Quote the whole listing word for word. Do not include the pictures.
= = =
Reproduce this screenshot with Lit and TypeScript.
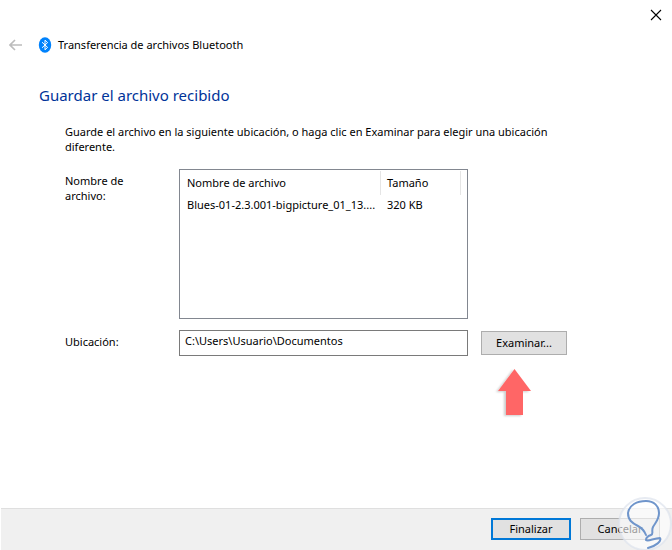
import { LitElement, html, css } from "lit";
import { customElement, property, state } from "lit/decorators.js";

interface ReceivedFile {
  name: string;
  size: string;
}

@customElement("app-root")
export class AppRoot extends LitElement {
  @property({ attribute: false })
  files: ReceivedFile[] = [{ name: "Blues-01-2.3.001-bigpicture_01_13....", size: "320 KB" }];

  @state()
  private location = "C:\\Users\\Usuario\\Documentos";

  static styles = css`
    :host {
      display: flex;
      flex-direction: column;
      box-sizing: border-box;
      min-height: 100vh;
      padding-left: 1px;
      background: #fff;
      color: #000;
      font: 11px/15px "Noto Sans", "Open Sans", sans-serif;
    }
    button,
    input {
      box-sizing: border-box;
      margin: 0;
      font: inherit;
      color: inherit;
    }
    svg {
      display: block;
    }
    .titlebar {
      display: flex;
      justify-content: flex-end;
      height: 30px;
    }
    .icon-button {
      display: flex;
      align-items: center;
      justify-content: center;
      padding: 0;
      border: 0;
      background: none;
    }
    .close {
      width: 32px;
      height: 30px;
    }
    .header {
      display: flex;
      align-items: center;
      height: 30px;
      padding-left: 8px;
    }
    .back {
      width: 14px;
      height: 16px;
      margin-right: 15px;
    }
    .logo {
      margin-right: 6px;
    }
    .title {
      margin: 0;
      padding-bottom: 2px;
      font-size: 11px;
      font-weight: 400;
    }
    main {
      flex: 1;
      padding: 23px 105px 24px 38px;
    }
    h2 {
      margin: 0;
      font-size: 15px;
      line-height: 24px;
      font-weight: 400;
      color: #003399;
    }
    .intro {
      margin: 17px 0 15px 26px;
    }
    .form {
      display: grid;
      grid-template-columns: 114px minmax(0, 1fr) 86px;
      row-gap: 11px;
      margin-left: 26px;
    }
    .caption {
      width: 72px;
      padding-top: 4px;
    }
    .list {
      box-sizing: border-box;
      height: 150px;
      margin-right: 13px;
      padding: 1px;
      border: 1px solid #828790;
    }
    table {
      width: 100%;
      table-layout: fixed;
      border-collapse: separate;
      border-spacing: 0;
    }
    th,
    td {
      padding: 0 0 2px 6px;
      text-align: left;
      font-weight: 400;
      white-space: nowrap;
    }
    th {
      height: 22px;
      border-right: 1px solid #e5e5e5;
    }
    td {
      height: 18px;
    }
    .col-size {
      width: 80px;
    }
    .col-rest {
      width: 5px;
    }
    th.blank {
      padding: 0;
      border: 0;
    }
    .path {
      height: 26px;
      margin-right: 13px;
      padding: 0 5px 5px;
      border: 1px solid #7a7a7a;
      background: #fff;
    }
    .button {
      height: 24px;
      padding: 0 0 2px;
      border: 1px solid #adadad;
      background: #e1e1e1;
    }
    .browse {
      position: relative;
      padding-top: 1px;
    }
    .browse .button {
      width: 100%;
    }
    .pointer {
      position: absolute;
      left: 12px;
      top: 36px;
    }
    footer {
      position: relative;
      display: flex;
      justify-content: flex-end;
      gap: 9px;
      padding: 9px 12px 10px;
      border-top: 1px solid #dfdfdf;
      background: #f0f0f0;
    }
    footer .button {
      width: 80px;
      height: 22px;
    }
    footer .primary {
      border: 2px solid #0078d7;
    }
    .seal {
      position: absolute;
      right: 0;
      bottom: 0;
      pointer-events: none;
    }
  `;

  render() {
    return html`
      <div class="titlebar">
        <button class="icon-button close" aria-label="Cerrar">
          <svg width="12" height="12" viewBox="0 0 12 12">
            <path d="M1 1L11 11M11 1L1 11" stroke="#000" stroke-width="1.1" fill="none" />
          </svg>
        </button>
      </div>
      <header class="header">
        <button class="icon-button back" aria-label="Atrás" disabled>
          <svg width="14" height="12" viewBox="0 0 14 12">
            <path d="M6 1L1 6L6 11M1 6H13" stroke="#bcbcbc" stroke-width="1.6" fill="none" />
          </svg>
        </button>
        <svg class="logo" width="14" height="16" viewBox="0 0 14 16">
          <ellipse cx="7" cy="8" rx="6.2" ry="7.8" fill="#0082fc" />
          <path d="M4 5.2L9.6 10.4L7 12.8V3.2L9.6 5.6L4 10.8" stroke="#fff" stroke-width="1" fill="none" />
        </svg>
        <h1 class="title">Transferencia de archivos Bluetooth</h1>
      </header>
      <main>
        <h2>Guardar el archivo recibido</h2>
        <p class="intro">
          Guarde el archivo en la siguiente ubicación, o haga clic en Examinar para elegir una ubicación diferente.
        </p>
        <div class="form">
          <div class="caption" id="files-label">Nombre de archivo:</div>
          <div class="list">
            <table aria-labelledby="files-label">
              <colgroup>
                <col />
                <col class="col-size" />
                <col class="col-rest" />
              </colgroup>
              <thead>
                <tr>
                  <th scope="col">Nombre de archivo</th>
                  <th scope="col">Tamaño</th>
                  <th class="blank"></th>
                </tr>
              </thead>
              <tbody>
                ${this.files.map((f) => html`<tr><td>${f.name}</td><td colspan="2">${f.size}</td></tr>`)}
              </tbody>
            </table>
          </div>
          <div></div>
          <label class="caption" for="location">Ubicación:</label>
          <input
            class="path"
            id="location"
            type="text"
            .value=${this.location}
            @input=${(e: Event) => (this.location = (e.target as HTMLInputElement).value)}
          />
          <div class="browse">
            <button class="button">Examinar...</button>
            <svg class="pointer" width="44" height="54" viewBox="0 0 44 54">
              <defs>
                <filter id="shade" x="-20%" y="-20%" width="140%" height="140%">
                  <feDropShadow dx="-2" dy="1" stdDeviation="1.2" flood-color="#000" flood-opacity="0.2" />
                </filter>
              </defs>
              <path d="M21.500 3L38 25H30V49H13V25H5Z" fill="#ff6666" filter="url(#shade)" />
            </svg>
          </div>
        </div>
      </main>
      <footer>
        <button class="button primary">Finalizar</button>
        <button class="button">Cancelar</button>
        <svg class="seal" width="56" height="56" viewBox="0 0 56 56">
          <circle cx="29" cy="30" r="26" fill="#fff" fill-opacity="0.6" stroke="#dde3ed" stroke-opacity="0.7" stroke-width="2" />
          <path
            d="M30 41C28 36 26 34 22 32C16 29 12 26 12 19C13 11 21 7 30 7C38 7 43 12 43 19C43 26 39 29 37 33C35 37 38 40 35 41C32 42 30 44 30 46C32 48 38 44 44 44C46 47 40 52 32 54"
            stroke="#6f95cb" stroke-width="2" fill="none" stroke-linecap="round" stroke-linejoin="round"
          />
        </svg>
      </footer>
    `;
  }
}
= = =
The result ▸
Reproduce this screenshot with Lit and TypeScript.
import { LitElement, html, css } from "lit";
import { customElement, property, state } from "lit/decorators.js";

interface ReceivedFile {
  name: string;
  size: string;
}

@customElement("app-root")
export class AppRoot extends LitElement {
  @property({ attribute: false })
  files: ReceivedFile[] = [{ name: "Blues-01-2.3.001-bigpicture_01_13....", size: "320 KB" }];

  @state()
  private location = "C:\\Users\\Usuario\\Documentos";

  static styles = css`
    :host {
      display: flex;
      flex-direction: column;
      box-sizing: border-box;
      min-height: 100vh;
      padding-left: 1px;
      background: #fff;
      color: #000;
      font: 11px/15px "Noto Sans", "Open Sans", sans-serif;
    }
    button,
    input {
      box-sizing: border-box;
      margin: 0;
      font: inherit;
      color: inherit;
    }
    svg {
      display: block;
    }
    .titlebar {
      display: flex;
      justify-content: flex-end;
      height: 30px;
    }
    .icon-button {
      display: flex;
      align-items: center;
      justify-content: center;
      padding: 0;
      border: 0;
      background: none;
    }
    .close {
      width: 32px;
      height: 30px;
    }
    .header {
      display: flex;
      align-items: center;
      height: 30px;
      padding-left: 8px;
    }
    .back {
      width: 14px;
      height: 16px;
      margin-right: 15px;
    }
    .logo {
      margin-right: 6px;
    }
    .title {
      margin: 0;
      padding-bottom: 2px;
      font-size: 11px;
      font-weight: 400;
    }
    main {
      flex: 1;
      padding: 23px 105px 24px 38px;
    }
    h2 {
      margin: 0;
      font-size: 15px;
      line-height: 24px;
      font-weight: 400;
      color: #003399;
    }
    .intro {
      margin: 17px 0 15px 26px;
    }
    .form {
      display: grid;
      grid-template-columns: 114px minmax(0, 1fr) 86px;
      row-gap: 11px;
      margin-left: 26px;
    }
    .caption {
      width: 72px;
      padding-top: 4px;
    }
    .list {
      box-sizing: border-box;
      height: 150px;
      margin-right: 13px;
      padding: 1px;
      border: 1px solid #828790;
    }
    table {
      width: 100%;
      table-layout: fixed;
      border-collapse: separate;
      border-spacing: 0;
    }
    th,
    td {
      padding: 0 0 2px 6px;
      text-align: left;
      font-weight: 400;
      white-space: nowrap;
    }
    th {
      height: 22px;
      border-right: 1px solid #e5e5e5;
    }
    td {
      height: 18px;
    }
    .col-size {
      width: 80px;
    }
    .col-rest {
      width: 5px;
    }
    th.blank {
      padding: 0;
      border: 0;
    }
    .path {
      height: 26px;
      margin-right: 13px;
      padding: 0 5px 5px;
      border: 1px solid #7a7a7a;
      background: #fff;
    }
    .button {
      height: 24px;
      padding: 0 0 2px;
      border: 1px solid #adadad;
      background: #e1e1e1;
    }
    .browse {
      position: relative;
      padding-top: 1px;
    }
    .browse .button {
      width: 100%;
    }
    .pointer {
      position: absolute;
      left: 12px;
      top: 36px;
    }
    footer {
      position: relative;
      display: flex;
      justify-content: flex-end;
      gap: 9px;
      padding: 9px 12px 10px;
      border-top: 1px solid #dfdfdf;
      background: #f0f0f0;
    }
    footer .button {
      width: 80px;
      height: 22px;
    }
    footer .primary {
      border: 2px solid #0078d7;
    }
    .seal {
      position: absolute;
      right: 0;
      bottom: 0;
      pointer-events: none;
    }
  `;

  render() {
    return html`
      <div class="titlebar">
        <button class="icon-button close" aria-label="Cerrar">
          <svg width="12" height="12" viewBox="0 0 12 12">
            <path d="M1 1L11 11M11 1L1 11" stroke="#000" stroke-width="1.1" fill="none" />
          </svg>
        </button>
      </div>
      <header class="header">
        <button class="icon-button back" aria-label="Atrás" disabled>
          <svg width="14" height="12" viewBox="0 0 14 12">
            <path d="M6 1L1 6L6 11M1 6H13" stroke="#bcbcbc" stroke-width="1.6" fill="none" />
          </svg>
        </button>
        <svg class="logo" width="14" height="16" viewBox="0 0 14 16">
          <ellipse cx="7" cy="8" rx="6.2" ry="7.8" fill="#0082fc" />
          <path d="M4 5.2L9.6 10.4L7 12.8V3.2L9.6 5.6L4 10.8" stroke="#fff" stroke-width="1" fill="none" />
        </svg>
        <h1 class="title">Transferencia de archivos Bluetooth</h1>
      </header>
      <main>
        <h2>Guardar el archivo recibido</h2>
        <p class="intro">
          Guarde el archivo en la siguiente ubicación, o haga clic en Examinar para elegir una ubicación diferente.
        </p>
        <div class="form">
          <div class="caption" id="files-label">Nombre de archivo:</div>
          <div class="list">
            <table aria-labelledby="files-label">
              <colgroup>
                <col />
                <col class="col-size" />
                <col class="col-rest" />
              </colgroup>
              <thead>
                <tr>
                  <th scope="col">Nombre de archivo</th>
                  <th scope="col">Tamaño</th>
                  <th class="blank"></th>
                </tr>
              </thead>
              <tbody>
                ${this.files.map((f) => html`<tr><td>${f.name}</td><td colspan="2">${f.size}</td></tr>`)}
              </tbody>
            </table>
          </div>
          <div></div>
          <label class="caption" for="location">Ubicación:</label>
          <input
            class="path"
            id="location"
            type="text"
            .value=${this.location}
            @input=${(e: Event) => (this.location = (e.target as HTMLInputElement).value)}
          />
          <div class="browse">
            <button class="button">Examinar...</button>
            <svg class="pointer" width="44" height="54" viewBox="0 0 44 54">
              <defs>
                <filter id="shade" x="-20%" y="-20%" width="140%" height="140%">
                  <feDropShadow dx="-2" dy="1" stdDeviation="1.2" flood-color="#000" flood-opacity="0.2" />
                </filter>
              </defs>
              <path d="M21.500 3L38 25H30V49H13V25H5Z" fill="#ff6666" filter="url(#shade)" />
            </svg>
          </div>
        </div>
      </main>
      <footer>
        <button class="button primary">Finalizar</button>
        <button class="button">Cancelar</button>
        <svg class="seal" width="56" height="56" viewBox="0 0 56 56">
          <circle cx="29" cy="30" r="26" fill="#fff" fill-opacity="0.6" stroke="#dde3ed" stroke-opacity="0.7" stroke-width="2" />
          <path
            d="M30 41C28 36 26 34 22 32C16 29 12 26 12 19C13 11 21 7 30 7C38 7 43 12 43 19C43 26 39 29 37 33C35 37 38 40 35 41C32 42 30 44 30 46C32 48 38 44 44 44C46 47 40 52 32 54"
            stroke="#6f95cb" stroke-width="2" fill="none" stroke-linecap="round" stroke-linejoin="round"
          />
        </svg>
      </footer>
    `;
  }
}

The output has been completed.